There it sits, a heaping pile of tangled and layered clothes mounted on the armchair. It sits heavy and empty, waiting to be tended to. I reluctantly drudge over and start chipping away at the pile, today it’s everyone’s clothes. I grumble as a start turning clothes right side out and separating them by their owners.
There is always so many of these chores we do, so many dishes, so many clothes, so many times to sweep and mop, so many broken or missing toys or tools. It never seems to end, and once you’re caught up, something else is behind, a game of juggling that’s increasing in difficulty.
As I fold my youngest daughter’s shirt, I can smell her distinct smell mixed with flowery laundry detergent. The kind of scent a parent knows about their kids, or a spouse knows about their significant other. The shirt is small, but not as small as she’s had. My oldest son’s slacks all have rips in the knees, this is an absurd style he insists on that he’ll soon stop doing. I know because I also did that as a young boy, what’s old is new again.
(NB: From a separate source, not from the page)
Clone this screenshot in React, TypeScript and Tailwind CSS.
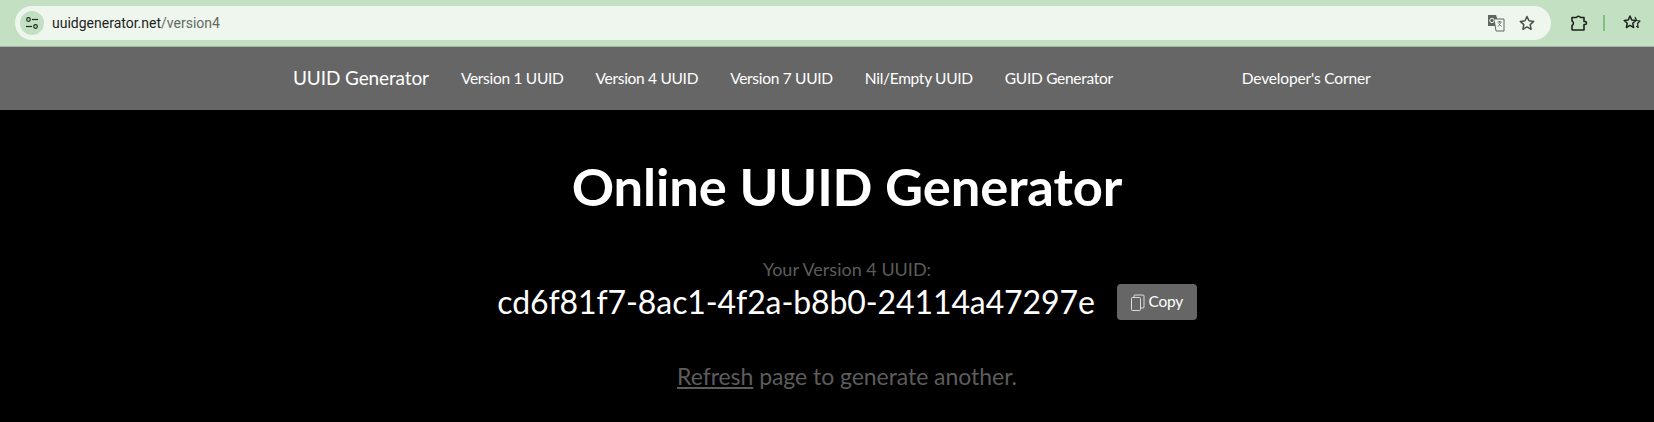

My oldest daughter comes down the stairs at nine at night. She’s brought a glass cup down, absolutely stuffed with dirty silverware, there’s all our spoons! I asked how all that silverware got in her room if she’s not allowed to have food in her room. ‘I dunno’ she roles her eyes and retreats back upstairs leaving me with more dishes.
I set the shirt down hearing myself think, ‘These shirts aren’t getting any smaller’. I complain, bitch, and moan about these chores we do. They take time from us and stress us out when they are mounting, but I’m not sure if I’d bitch less if they weren’t there. I folded laundry, contemplating that one day sooner than I realize, there won’t be any cute shirts to fold. There will be no treasure trove of missing spoons, restoring balance to the cutlery. There will be no more goodnight hugs, no more help tying shoes, no more playing catch. I stood alone folding laundry in the silence of the night, practicing the silence that will come when the kids are grown. The silence is deafening.
These chores we do, and do again, and again may morph from acts of duty to gifts to oneself. These chores that seemingly have no end. We’re wrong about that. There is an end, and I think when it comes, I’ll beg for these chores we do again.